▶ What is expected: Your answer should be a single number: the count of lines containing "this".

───── Data to use

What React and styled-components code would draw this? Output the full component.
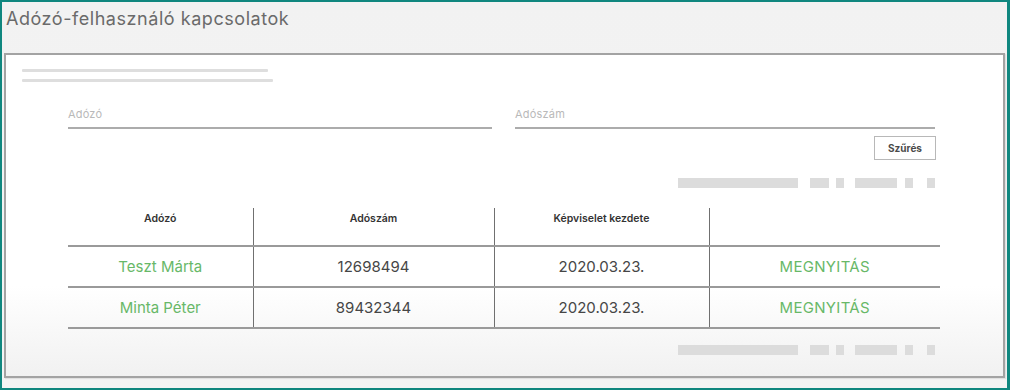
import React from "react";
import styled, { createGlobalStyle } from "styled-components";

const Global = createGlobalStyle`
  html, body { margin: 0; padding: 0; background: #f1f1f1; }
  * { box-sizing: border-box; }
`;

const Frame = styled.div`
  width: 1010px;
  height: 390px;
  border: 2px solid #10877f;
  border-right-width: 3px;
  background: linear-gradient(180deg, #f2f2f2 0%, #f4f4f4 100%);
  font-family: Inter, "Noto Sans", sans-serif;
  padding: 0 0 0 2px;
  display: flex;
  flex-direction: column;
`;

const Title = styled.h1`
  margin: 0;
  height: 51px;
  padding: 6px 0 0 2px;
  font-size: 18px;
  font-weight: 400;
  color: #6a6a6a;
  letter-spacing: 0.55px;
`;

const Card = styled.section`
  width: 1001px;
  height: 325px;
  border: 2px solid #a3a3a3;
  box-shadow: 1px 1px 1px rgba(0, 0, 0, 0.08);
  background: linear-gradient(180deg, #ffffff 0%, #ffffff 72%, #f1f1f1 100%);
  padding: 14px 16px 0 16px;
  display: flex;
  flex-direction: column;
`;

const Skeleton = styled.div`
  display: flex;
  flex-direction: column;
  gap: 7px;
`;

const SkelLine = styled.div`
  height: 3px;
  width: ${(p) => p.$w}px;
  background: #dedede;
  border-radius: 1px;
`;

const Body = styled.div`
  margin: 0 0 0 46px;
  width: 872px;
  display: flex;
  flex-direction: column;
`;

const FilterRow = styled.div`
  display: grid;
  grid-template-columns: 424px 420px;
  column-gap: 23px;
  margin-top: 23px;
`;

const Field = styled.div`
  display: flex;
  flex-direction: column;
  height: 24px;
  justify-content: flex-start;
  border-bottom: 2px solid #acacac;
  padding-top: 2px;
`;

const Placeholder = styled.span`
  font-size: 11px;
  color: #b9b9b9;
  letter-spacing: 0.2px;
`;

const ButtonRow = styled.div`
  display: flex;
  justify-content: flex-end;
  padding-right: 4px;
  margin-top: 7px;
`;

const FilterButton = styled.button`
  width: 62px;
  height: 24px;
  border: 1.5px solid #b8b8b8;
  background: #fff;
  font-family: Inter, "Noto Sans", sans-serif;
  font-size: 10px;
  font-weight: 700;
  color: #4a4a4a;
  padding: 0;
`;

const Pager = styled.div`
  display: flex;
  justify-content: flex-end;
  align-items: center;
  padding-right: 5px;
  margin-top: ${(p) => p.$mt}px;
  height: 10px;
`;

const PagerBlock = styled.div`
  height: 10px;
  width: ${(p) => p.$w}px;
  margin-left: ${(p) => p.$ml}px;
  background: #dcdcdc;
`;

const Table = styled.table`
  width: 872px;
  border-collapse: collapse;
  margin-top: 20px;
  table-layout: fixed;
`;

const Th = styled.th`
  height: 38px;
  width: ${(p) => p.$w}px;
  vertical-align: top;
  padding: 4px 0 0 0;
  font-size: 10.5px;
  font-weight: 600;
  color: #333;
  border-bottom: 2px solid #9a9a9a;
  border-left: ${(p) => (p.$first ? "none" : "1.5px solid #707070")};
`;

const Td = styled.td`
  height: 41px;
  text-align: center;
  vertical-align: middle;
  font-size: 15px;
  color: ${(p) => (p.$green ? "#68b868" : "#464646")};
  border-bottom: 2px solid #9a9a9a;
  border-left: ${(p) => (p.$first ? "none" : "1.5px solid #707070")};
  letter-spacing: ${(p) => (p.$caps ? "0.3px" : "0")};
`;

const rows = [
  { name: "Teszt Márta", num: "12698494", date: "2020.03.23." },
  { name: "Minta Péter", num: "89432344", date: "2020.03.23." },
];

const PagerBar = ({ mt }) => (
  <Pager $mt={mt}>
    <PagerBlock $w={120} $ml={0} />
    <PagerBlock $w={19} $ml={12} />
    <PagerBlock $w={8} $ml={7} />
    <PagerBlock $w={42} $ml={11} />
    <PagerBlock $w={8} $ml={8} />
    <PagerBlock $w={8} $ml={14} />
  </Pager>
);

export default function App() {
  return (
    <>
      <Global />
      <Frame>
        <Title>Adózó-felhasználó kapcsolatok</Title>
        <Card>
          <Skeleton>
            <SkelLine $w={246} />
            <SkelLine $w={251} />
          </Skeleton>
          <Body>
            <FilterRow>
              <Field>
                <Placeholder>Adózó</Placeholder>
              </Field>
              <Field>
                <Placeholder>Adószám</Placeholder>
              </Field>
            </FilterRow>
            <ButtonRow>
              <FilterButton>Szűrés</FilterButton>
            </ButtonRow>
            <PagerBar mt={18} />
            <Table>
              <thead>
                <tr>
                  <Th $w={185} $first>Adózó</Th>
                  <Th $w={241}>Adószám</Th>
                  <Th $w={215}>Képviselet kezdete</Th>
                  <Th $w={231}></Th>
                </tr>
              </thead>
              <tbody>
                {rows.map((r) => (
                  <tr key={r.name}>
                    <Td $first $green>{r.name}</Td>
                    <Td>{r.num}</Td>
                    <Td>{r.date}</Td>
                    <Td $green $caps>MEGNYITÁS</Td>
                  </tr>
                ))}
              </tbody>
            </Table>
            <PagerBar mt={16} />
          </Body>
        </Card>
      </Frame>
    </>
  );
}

──────────
───── Data to use

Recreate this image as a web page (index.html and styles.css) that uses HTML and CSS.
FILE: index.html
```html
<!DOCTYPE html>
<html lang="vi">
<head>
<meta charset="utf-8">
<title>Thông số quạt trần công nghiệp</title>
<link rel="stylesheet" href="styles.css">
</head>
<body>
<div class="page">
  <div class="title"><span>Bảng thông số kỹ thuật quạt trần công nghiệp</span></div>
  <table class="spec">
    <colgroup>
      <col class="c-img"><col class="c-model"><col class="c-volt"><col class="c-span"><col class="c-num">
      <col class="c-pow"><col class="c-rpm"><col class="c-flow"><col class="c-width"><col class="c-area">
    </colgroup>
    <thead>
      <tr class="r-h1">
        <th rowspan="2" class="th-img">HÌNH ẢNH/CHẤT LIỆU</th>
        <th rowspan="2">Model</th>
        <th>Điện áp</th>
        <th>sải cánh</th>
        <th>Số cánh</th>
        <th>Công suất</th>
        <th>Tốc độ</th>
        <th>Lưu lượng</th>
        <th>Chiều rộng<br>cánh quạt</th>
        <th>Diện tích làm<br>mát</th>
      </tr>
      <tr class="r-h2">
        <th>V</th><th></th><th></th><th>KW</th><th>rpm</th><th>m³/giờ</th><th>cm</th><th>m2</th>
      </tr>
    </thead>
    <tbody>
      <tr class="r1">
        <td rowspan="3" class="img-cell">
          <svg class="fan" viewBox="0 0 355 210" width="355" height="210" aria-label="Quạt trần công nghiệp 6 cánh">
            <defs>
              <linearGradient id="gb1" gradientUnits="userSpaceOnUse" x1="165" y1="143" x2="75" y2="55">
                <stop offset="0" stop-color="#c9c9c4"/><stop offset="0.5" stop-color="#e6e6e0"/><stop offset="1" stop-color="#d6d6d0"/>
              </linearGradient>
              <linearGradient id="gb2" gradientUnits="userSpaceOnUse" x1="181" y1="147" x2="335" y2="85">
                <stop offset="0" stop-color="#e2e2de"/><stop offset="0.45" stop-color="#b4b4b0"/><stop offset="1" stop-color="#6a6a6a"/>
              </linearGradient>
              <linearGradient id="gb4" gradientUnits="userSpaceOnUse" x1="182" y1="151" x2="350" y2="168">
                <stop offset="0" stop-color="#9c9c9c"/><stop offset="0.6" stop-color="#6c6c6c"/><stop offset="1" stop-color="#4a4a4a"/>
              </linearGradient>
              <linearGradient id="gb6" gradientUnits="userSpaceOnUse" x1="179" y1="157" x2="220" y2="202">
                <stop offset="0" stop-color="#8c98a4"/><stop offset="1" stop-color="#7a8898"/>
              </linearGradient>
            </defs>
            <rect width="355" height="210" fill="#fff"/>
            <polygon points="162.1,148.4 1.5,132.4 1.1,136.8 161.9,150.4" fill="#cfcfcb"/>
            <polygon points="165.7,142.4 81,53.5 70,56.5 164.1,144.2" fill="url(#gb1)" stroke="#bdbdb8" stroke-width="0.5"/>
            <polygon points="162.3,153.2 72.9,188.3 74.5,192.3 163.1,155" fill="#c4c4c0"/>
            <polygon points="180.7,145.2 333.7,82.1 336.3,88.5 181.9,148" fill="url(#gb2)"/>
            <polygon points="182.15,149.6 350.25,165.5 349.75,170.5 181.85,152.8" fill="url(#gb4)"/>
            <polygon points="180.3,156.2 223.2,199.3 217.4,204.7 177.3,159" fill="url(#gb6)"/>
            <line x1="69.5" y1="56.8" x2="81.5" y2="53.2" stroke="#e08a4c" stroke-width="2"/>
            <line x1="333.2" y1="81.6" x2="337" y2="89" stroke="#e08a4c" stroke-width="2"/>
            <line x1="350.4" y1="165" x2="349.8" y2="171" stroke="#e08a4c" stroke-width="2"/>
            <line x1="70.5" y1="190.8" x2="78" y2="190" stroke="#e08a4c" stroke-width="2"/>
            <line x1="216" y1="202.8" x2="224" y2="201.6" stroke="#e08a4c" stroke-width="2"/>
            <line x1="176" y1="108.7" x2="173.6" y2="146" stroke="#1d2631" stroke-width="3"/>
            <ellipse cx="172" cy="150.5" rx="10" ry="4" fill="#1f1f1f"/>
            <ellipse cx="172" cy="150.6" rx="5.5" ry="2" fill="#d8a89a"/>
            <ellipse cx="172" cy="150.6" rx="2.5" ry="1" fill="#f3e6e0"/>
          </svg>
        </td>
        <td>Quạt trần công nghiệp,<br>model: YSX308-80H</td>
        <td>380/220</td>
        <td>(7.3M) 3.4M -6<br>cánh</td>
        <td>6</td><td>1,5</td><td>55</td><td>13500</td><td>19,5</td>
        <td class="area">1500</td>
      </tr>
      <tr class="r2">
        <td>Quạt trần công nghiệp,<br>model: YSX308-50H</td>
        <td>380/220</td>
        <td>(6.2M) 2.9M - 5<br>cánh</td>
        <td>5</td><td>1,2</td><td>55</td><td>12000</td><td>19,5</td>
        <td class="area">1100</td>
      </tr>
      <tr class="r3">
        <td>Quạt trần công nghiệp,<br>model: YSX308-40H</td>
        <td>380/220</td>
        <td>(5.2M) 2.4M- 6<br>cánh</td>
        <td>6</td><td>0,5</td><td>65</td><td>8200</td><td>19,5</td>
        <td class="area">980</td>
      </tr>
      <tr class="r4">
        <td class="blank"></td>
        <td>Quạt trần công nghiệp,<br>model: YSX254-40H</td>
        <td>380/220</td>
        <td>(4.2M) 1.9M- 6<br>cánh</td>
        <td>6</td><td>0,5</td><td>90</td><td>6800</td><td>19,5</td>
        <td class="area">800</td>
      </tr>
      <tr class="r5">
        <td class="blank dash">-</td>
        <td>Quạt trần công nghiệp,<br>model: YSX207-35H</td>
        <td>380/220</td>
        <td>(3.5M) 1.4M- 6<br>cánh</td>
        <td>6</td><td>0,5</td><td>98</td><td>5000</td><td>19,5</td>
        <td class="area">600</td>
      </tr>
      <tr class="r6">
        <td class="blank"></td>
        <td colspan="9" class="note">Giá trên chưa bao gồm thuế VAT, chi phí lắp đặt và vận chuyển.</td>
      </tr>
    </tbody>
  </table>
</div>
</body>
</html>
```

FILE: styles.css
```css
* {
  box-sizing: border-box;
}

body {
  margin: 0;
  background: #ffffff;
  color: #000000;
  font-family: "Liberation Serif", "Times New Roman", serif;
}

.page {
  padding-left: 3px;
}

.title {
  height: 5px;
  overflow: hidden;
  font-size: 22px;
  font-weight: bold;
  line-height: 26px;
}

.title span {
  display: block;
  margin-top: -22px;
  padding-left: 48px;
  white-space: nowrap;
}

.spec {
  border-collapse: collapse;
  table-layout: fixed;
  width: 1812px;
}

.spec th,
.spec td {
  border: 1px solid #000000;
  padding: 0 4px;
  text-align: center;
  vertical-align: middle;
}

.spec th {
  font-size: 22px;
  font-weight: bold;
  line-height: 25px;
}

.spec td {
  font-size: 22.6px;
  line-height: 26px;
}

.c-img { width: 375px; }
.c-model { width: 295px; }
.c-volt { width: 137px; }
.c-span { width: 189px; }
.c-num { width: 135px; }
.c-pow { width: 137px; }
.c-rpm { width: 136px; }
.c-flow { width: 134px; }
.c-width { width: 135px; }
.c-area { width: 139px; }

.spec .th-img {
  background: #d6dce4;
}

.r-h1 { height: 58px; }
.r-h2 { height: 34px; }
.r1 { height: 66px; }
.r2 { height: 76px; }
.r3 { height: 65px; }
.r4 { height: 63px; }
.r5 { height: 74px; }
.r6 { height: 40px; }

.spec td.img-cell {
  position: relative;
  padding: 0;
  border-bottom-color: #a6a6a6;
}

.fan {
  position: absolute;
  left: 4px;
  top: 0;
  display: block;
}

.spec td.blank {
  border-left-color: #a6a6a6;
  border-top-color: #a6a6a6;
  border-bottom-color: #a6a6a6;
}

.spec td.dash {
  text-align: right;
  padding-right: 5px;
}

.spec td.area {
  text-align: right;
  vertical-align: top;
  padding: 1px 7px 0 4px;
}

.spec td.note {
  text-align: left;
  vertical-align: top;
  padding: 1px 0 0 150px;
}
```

──────────
───── Data to use

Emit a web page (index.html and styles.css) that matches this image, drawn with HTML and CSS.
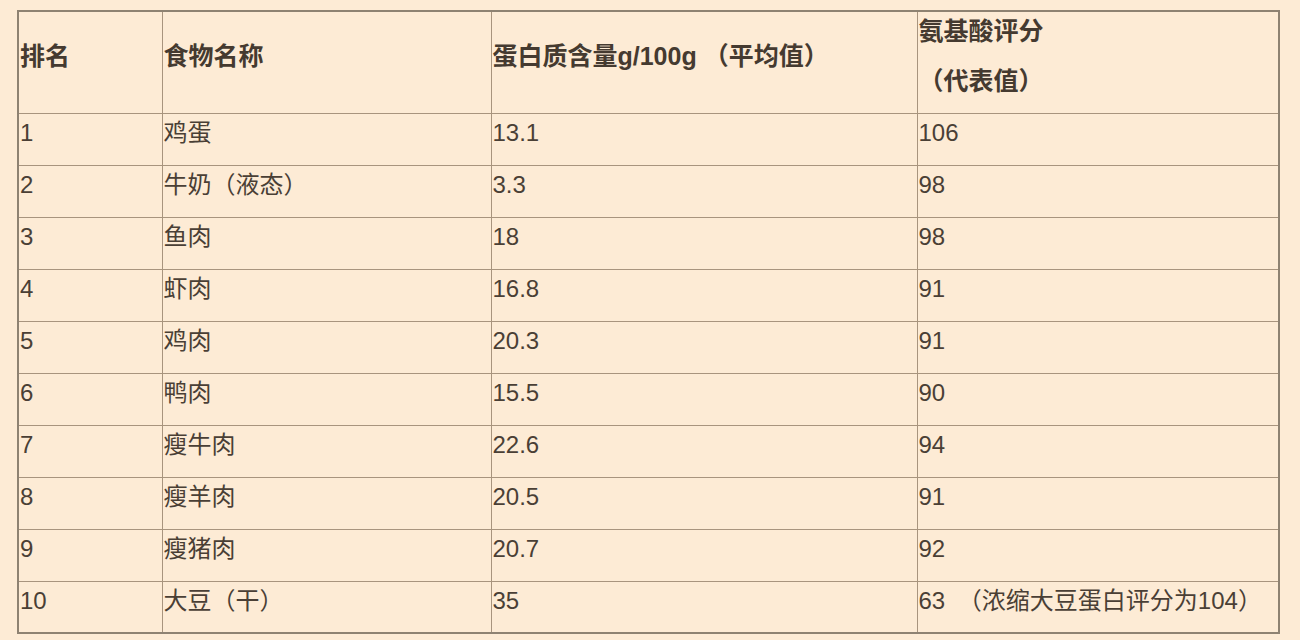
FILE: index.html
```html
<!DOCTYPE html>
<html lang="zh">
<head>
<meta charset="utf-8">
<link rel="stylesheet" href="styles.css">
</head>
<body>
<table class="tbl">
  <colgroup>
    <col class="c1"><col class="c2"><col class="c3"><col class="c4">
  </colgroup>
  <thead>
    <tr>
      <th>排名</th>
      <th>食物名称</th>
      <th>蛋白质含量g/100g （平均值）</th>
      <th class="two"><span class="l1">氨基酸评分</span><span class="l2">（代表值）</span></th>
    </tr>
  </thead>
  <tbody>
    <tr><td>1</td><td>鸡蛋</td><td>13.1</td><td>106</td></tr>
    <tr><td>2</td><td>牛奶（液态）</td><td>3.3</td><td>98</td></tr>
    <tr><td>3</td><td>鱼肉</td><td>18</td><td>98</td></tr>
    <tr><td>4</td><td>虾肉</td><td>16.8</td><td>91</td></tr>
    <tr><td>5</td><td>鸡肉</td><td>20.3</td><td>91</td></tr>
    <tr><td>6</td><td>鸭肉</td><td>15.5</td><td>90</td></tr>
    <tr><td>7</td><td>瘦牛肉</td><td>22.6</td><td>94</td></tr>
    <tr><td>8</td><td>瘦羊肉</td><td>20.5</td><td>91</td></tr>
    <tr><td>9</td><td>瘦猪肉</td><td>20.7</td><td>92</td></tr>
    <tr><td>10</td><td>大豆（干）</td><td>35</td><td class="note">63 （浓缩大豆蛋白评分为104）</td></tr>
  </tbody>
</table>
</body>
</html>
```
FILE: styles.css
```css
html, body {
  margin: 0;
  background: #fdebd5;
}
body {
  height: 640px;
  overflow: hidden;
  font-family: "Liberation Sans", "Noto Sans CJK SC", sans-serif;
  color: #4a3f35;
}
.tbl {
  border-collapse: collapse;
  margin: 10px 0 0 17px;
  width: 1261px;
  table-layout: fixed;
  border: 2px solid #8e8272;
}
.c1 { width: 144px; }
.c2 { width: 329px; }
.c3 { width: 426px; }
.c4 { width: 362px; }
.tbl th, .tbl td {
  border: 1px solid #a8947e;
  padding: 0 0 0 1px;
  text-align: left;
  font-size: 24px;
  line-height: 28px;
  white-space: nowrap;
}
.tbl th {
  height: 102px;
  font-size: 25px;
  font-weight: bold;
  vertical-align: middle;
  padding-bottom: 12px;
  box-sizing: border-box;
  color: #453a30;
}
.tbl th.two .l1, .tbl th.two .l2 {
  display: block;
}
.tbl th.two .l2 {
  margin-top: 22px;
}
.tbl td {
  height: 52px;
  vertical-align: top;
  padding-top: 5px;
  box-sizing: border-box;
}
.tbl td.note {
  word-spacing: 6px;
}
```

──────────

▶ Answer in full: 3